KAIRO Is Aiming to Be the Pop Stars They Never Saw in the Mirror  [Q&A]


Twin pop sensation KAIRO pay homage to their Houston home, Nigerian heritage, and the pure essence of love with their debut EP, Love Letters From Houston.

Living a bright life of color and play, what makes their music so infectious isn't just the way that their angelic vocals swirl together in perfect harmony. Their music is only an extension of their devotion to living joyously, curiously, and graciously.

Generating attention on TikTok with their clever hooks and racking up hundreds of thousands of Spotify streams, the brothers remain effortlessly grounded in humility. With so much of their career still in store, it's a pleasure to see their goodness remain good, a nod to a well-nurtured upbringing.

Influenced by the pop artists they grew up listening to, the brothers fell enamored with a genre of music that didn't reflect back many artists that looked like them, but the most beautiful part of their unfolding story is that they didn't cower away from this.

It's been said that our purpose in life is found when we become what we needed as children, and that's the exact call to action KAIRO took. They are what they needed to see and now give so many boys once in their position permission to do the same.

Simply put, KAIRO embodies the liberation that comes from being led by truth, committed to your authenticity, and forever rooted in love. We got the chance to sit down with their brothers ahead of their EP release to talk all about their musical journey.

Ones To Watch: Your EP Love Letters From Houston is finally here! Walk us through the process of creating this.

AK: So for every song on this EP, the idea stemmed from Houston.

EJ: Yeah, I wrote most of the hooks in Houston and then we'd take those ideas and we'd go to flesh them out with our producers. So eventually we thought, why not name it Love Letters From Houston?

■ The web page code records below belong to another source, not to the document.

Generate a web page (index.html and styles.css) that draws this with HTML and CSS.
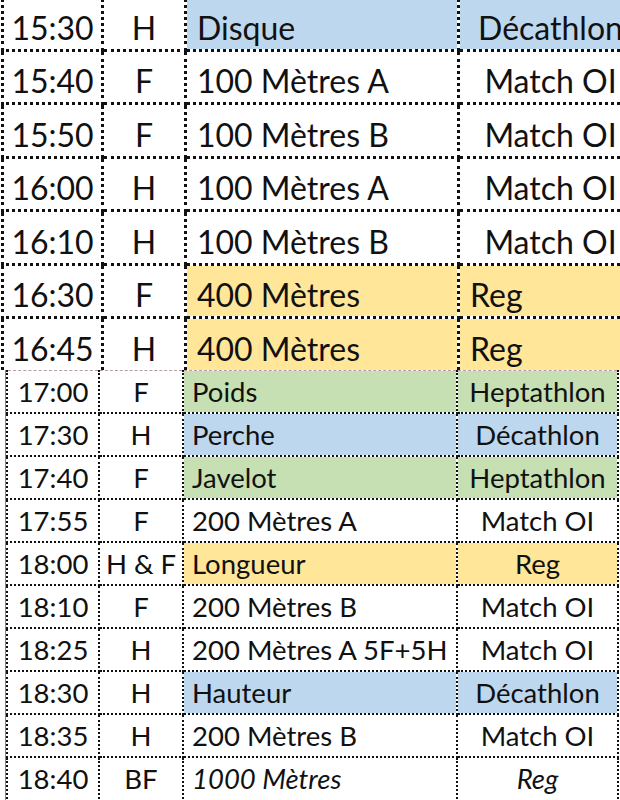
FILE: index.html
```html
<!DOCTYPE html>
<html lang="fr">
<head>
<meta charset="utf-8">
<title>Horaire</title>
<link rel="stylesheet" href="styles.css">
</head>
<body>
<div class="sheet">
  <div class="part part-top">
    <table class="grid grid-top">
      <colgroup><col class="c1"><col class="c2"><col class="c3"><col class="c4"></colgroup>
      <tr><td class="time">15:30</td><td class="sex">H</td><td class="ev blue">Disque</td><td class="cat blue center">Décathlon</td></tr>
      <tr><td class="time">15:40</td><td class="sex">F</td><td class="ev">100 Mètres A</td><td class="cat center">Match OI</td></tr>
      <tr><td class="time">15:50</td><td class="sex">F</td><td class="ev">100 Mètres B</td><td class="cat center">Match OI</td></tr>
      <tr><td class="time">16:00</td><td class="sex">H</td><td class="ev">100 Mètres A</td><td class="cat center">Match OI</td></tr>
      <tr><td class="time">16:10</td><td class="sex">H</td><td class="ev">100 Mètres B</td><td class="cat center">Match OI</td></tr>
      <tr><td class="time">16:30</td><td class="sex">F</td><td class="ev orange">400 Mètres</td><td class="cat orange">Reg</td></tr>
      <tr><td class="time">16:45</td><td class="sex">H</td><td class="ev orange">400 Mètres</td><td class="cat orange">Reg</td></tr>
    </table>
  </div>
  <div class="part part-bottom">
    <table class="grid grid-bottom">
      <colgroup><col class="c1"><col class="c2"><col class="c3"><col class="c4"></colgroup>
      <tr><td class="time">17:00</td><td class="sex">F</td><td class="ev green">Poids</td><td class="cat green center">Heptathlon</td></tr>
      <tr><td class="time">17:30</td><td class="sex">H</td><td class="ev blue">Perche</td><td class="cat blue center">Décathlon</td></tr>
      <tr><td class="time">17:40</td><td class="sex">F</td><td class="ev green">Javelot</td><td class="cat green center">Heptathlon</td></tr>
      <tr><td class="time">17:55</td><td class="sex">F</td><td class="ev">200 Mètres A</td><td class="cat center">Match OI</td></tr>
      <tr><td class="time">18:00</td><td class="sex">H &amp; F</td><td class="ev orange">Longueur</td><td class="cat orange center">Reg</td></tr>
      <tr><td class="time">18:10</td><td class="sex">F</td><td class="ev">200 Mètres B</td><td class="cat center">Match OI</td></tr>
      <tr><td class="time">18:25</td><td class="sex">H</td><td class="ev">200 Mètres A 5F+5H</td><td class="cat center">Match OI</td></tr>
      <tr><td class="time">18:30</td><td class="sex">H</td><td class="ev blue">Hauteur</td><td class="cat blue center">Décathlon</td></tr>
      <tr><td class="time">18:35</td><td class="sex">H</td><td class="ev">200 Mètres B</td><td class="cat center">Match OI</td></tr>
      <tr><td class="time">18:40</td><td class="sex">BF</td><td class="ev italic">1000 Mètres</td><td class="cat center italic">Reg</td></tr>
    </table>
  </div>
</div>
</body>
</html>
```
FILE: styles.css
```css
html, body {
  margin: 0;
  padding: 0;
  background: #ffffff;
}
body {
  width: 620px;
  height: 800px;
  overflow: hidden;
  font-family: "Lato", "Open Sans", sans-serif;
  color: #111111;
}
.sheet {
  width: 620px;
  height: 800px;
  overflow: hidden;
}
.part {
  overflow: hidden;
}
.part-top {
  height: 370px;
  padding-left: 1px;
}
.part-bottom {
  height: 430px;
  margin-left: 5px;
  border-left: 1px solid #e0607a;
}
.grid {
  border-collapse: collapse;
  table-layout: fixed;
}
.grid td {
  border: 2px dotted #111111;
  padding: 0;
  white-space: nowrap;
  overflow: hidden;
  line-height: 1;
}
.grid-top {
  width: 640px;
  margin-top: -2px;
  font-size: 32px;
}
.grid-top .c1 { width: 100px; }
.grid-top .c2 { width: 83px; }
.grid-top .c3 { width: 273px; }
.grid-top .c4 { width: 184px; }
.grid-top td {
  height: 45.5px;
  border-width: 3px;
  vertical-align: bottom;
  padding-bottom: 5px;
}
.grid-top tr:first-child td {
  border-top: none;
}
.grid-top tr:last-child td {
  border-bottom: none;
}
.grid-bottom {
  width: 611px;
  font-size: 27.5px;
}
.grid-bottom .c1 { width: 92px; }
.grid-bottom .c2 { width: 84px; }
.grid-bottom .c3 { width: 274px; }
.grid-bottom .c4 { width: 161px; }
.grid-bottom td {
  height: 34px;
  vertical-align: bottom;
  padding-bottom: 7px;
}
.grid-bottom tr:first-child td {
  border-top: 1px dashed #b89aa2;
}
.grid-bottom tr:last-child td {
  border-bottom: none;
}
.time, .sex {
  text-align: center;
}
.ev {
  text-align: left;
  padding-left: 10px !important;
}
.grid-bottom .ev {
  padding-left: 8px !important;
}
.cat {
  text-align: left;
  padding-left: 10px !important;
}
.cat.center {
  text-align: center;
  padding-left: 0 !important;
}
.italic {
  font-style: italic;
}
.blue { background: #bdd7ee; }
.orange { background: #ffe699; }
.green { background: #c6e0b4; }
```
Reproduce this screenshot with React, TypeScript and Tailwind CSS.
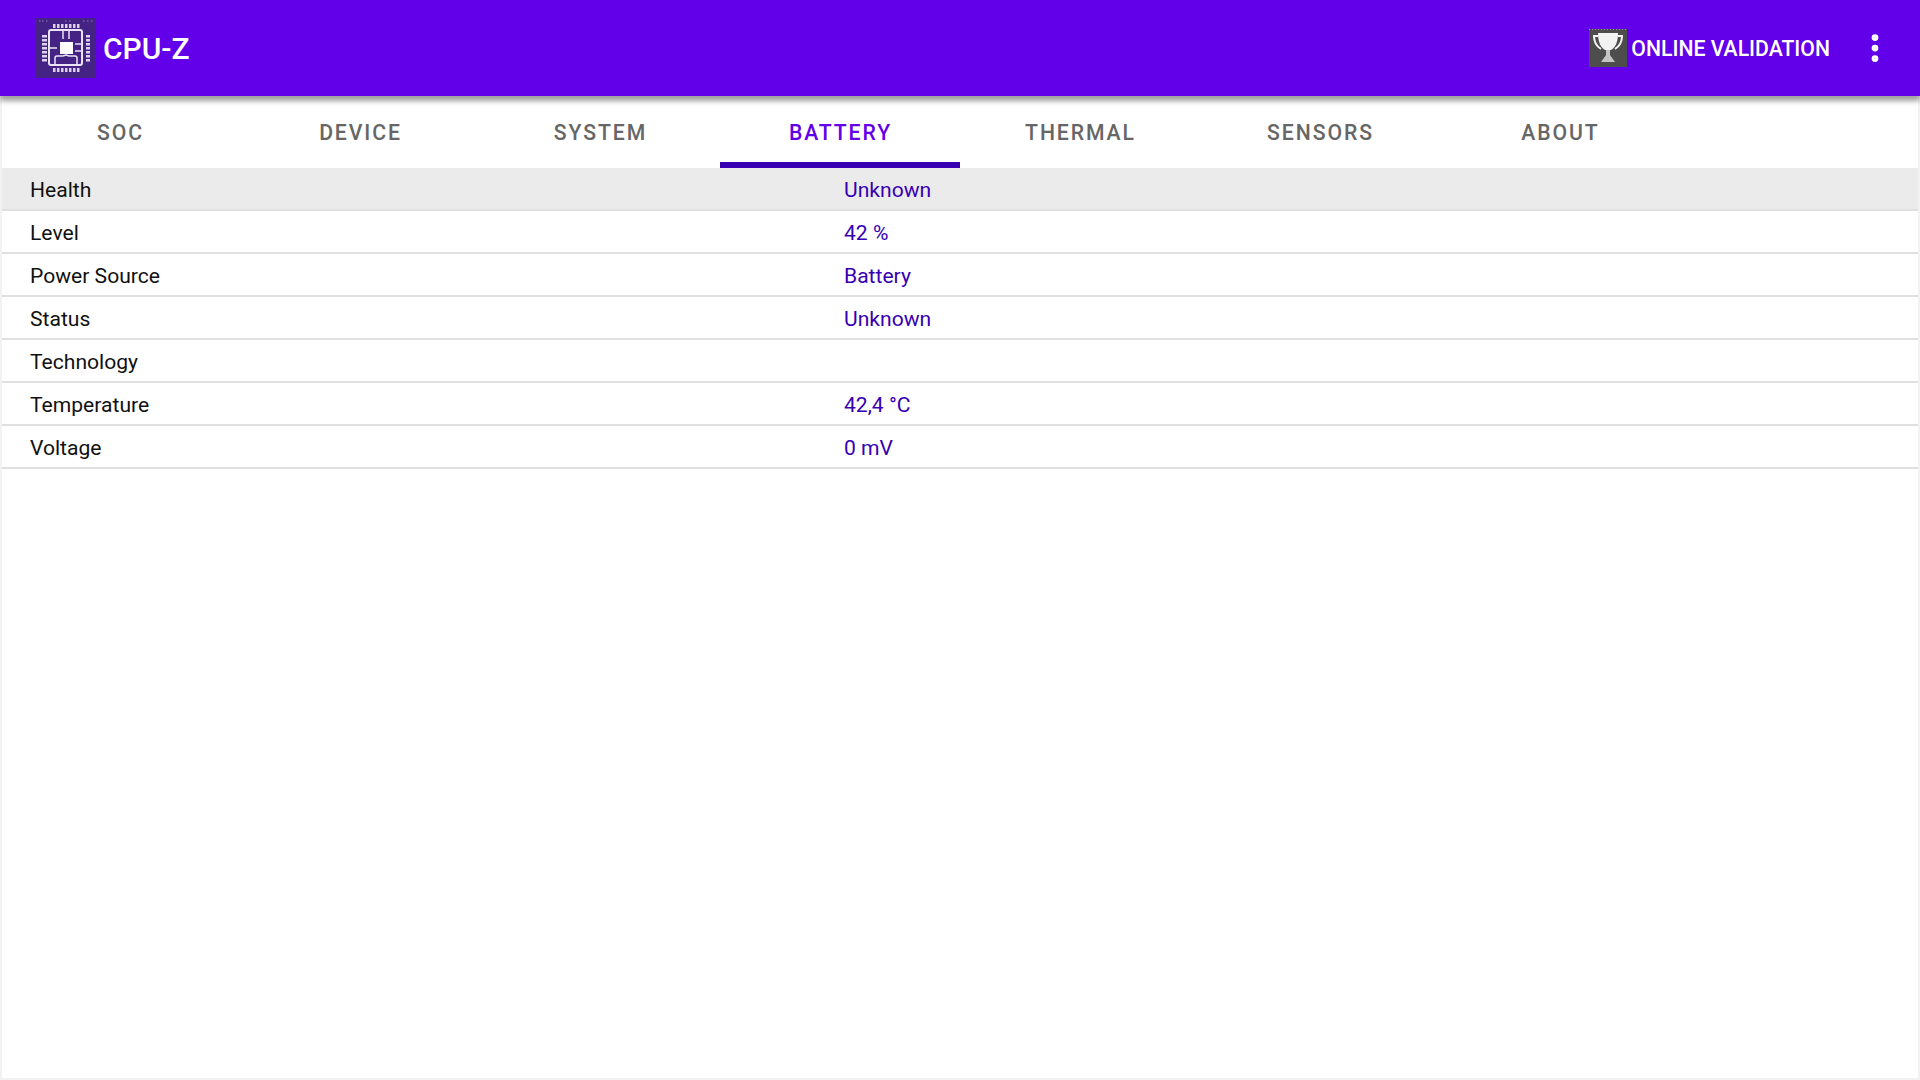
import { EllipsisVertical } from 'lucide-react';

const tabs = ['SOC', 'DEVICE', 'SYSTEM', 'BATTERY', 'THERMAL', 'SENSORS', 'ABOUT'];

const rows = [
    { label: 'Health', value: 'Unknown' },
    { label: 'Level', value: '42 %' },
    { label: 'Power Source', value: 'Battery' },
    { label: 'Status', value: 'Unknown' },
    { label: 'Technology', value: '' },
    { label: 'Temperature', value: '42,4 °C' },
    { label: 'Voltage', value: '0 mV' },
];

const ChipLogo = () => (
    <svg width="60" height="60" viewBox="0 0 60 60" className="shrink-0">
        <rect width="60" height="60" fill="#452385" />
        <path d="M3 3h1.5M6 3h1.5M10 3h1.5M29 3h1.5M33 3h1.5M47 3h1.5M51 3h1.5M55 3h1.5" stroke="#8d78b8" strokeWidth="1.2" />
        <rect x="13" y="12" width="33" height="35" rx="2" fill="none" stroke="#e9e3f3" strokeWidth="2" />
        <rect x="24" y="24" width="13" height="12" fill="#ffffff" />
        {[17, 21, 25, 29, 33, 37, 41].map((p) => (
            <g key={p} fill="#dcd2ec">
                <rect x={p} y="6" width="2.5" height="4" />
                <rect x={p} y="50" width="2.5" height="4" />
                <rect x="6" y={p} width="5" height="2.5" />
                <rect x="50" y={p} width="4" height="2.5" />
            </g>
        ))}
        <path d="M27 13v8M33 13v8M14 30h7M39 26h6M39 33h6M19 46v-6c0-1 1-2 2-2h6l3-1 3 1h6c1 0 2 1 2 2v6" fill="none" stroke="#e9e3f3" strokeWidth="1.5" />
    </svg>
);

const TrophyLogo = () => (
    <svg width="38" height="38" viewBox="0 0 38 38" className="shrink-0">
        <rect width="38" height="38" fill="#4d4d4d" />
        <path d="M0 .5h38" stroke="#9a9a9a" strokeWidth="1" strokeDasharray="1 2" />
        <path d="M9 4h20c0 8-2 14-7 17H16C11 18 9 12 9 4z" fill="#f2f2f2" />
        <path d="M17 21h4v5l5 7H12l5-7z" fill="#c4c4c4" />
        <path d="M9 7H5c0 6 2 10 7 13M29 7h4c0 6-2 10-7 13" fill="none" stroke="#f2f2f2" strokeWidth="2" />
    </svg>
);

export default function App() {
    return (
        <div className="relative flex flex-col w-full h-[1080px] bg-white overflow-hidden font-['Roboto',sans-serif]">
            {/* App bar */}
            <header className="flex items-center h-24 shrink-0 bg-[#6200ea] pl-9 pr-[27px] shadow-[0_5px_5px_rgba(0,0,0,0.38)] z-10">
                <ChipLogo />
                <h1 className="ml-[7px] text-[30px] font-medium text-white">CPU-Z</h1>
                <div className="flex items-center ml-auto">
                    <TrophyLogo />
                    <span className="ml-[4px] pt-[1px] text-[21.2px] font-medium text-white">ONLINE VALIDATION</span>
                    <EllipsisVertical className="ml-[27px] w-9 h-9 text-white" strokeWidth={2.5} />
                </div>
            </header>

            {/* Tabs */}
            <nav className="flex h-[72px] shrink-0">
                {tabs.map((tab) => (
                    <div
                        key={tab}
                        className={`flex items-center justify-center w-60 pl-[1px] pt-[8px] text-[21.2px] font-medium tracking-[0.09em] border-b-[6px] ${tab === 'BATTERY' ? 'text-[#6200ea] border-[#3700b3]' : 'text-[#666666] border-transparent'}`}
                    >
                        {tab}
                    </div>
                ))}
            </nav>

            {/* Battery info */}
            <div className="flex flex-col">
                {rows.map((row, i) => (
                    <div
                        key={row.label}
                        className={`flex items-center h-[43px] pl-[30px] pt-[3px] text-[21.1px] border-b-2 border-[#e0e0e0] ${i === 0 ? 'bg-[#ebebeb]' : ''}`}
                    >
                        <span className="w-[814px] text-[#111111]">{row.label}</span>
                        <span className="text-[#3700b3]">{row.value}</span>
                    </div>
                ))}
            </div>

            {/* Faint window edge */}
            <div className="absolute inset-0 border-2 border-t-0 border-[#f2f2f2] pointer-events-none" />
        </div>
    );
}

What's special about love in Houston? What is love like in the south?

AK: Love down south has a lot of intentionality! It's slow.

EJ: Even the people, too! LA is really dope for connections and business but it definitely is a fast-paced, transactional lifestyle.

AK: Yeah in Texas it's like, I'm gonna get to know you, it's slow.

Love down south seems more home-cooked. Speaking of love, what happens when you guys are in dissimilar places with it? Have you ever had one going through heartbreak while the other is still falling and you still need to write the same love song?

EJ: Yeah that's happened a lot and it's kind of funny when we try writing in the studio and one of us is like "I'm so happy!"

AK: While the other is like "I'm not happy at ALL right now!" But we come together, you know. If we want this song to feel a way, we'll write towards that goal.

And I'm sure there's a lot to take from each experience! What do you think are the beautiful parts of heartbreak and the ugly parts of love?

AK: I think the beautiful part of heartbreak is rebuilding yourself and getting a better definition of yourself.

EJ: When you're in love and infatuated with somebody, you might let a lot of things slide. And when you're heartbroken, you get to take a step back and say "Okay what did I like, what did I not like?"

AK: I think, with love, you're signing up for the possibility of you losing this person, but you're okay with that. You're deciding to cherish every moment.

That's beautiful. So being that you guys are family, are you able to shut work off when you get back home?

EJ: Honestly, no, haha. It bleeds into everything. When I was younger, I used to beatbox a little and then he’d start singing a melody and we'd record it on a voice memo. We were always singing around the house.

AK: Yeah, our friends get annoyed by it but we know it works.

You guys shout out Houston, but I know you also honor your Nigerian heritage. How do you maintain that connection to your roots?

AK: When we meet new people, in LA specifically, when they ask where we're from we make it a point to say we're Nigerian from Houston.

EJ: For us, we grew up on every American artist. Jonas Brothers, Justin Bieber, so I think it's cool to see a Nigerian artist making pop music.

Representation is so important, especially being at the intersection of African and pop. Who were some Black artists that gave you permission to make your art?

AK: From our high school days, the person we looked up to was Khalid. He was in pop and no one said anything because it was objectively good. And we thought "Ok, we can do that now."

EJ: Through him we saw that it was doable. In elementary school, I was listening to Justin Bieber and my mom had a wig that looked like his hair, so I would put it on and flip the bang like I was him. So I'm happy that we weaned off of that and are able to make our music with our skin, our hair, our real appearance, and be confident.

That's so important. You guys living in your truth and authenticity is giving so many boys that look like you permission to do the same.

AK: That's the goal, that's all that matters. We always say, imagine two black boys looking at us, like our younger cousins or even our sister, seeing us and seeing that it's possible for them.

Who are your Ones To Watch?

EJ: There are a lot! We have two friends Scott Moon and Rishy, they'll be opening for us. They're super dope. Also a collective Glenhaven, and our friend Tommy Richmann.

KAIRO's Love Letters From Houston  is available everywhere you can stream it.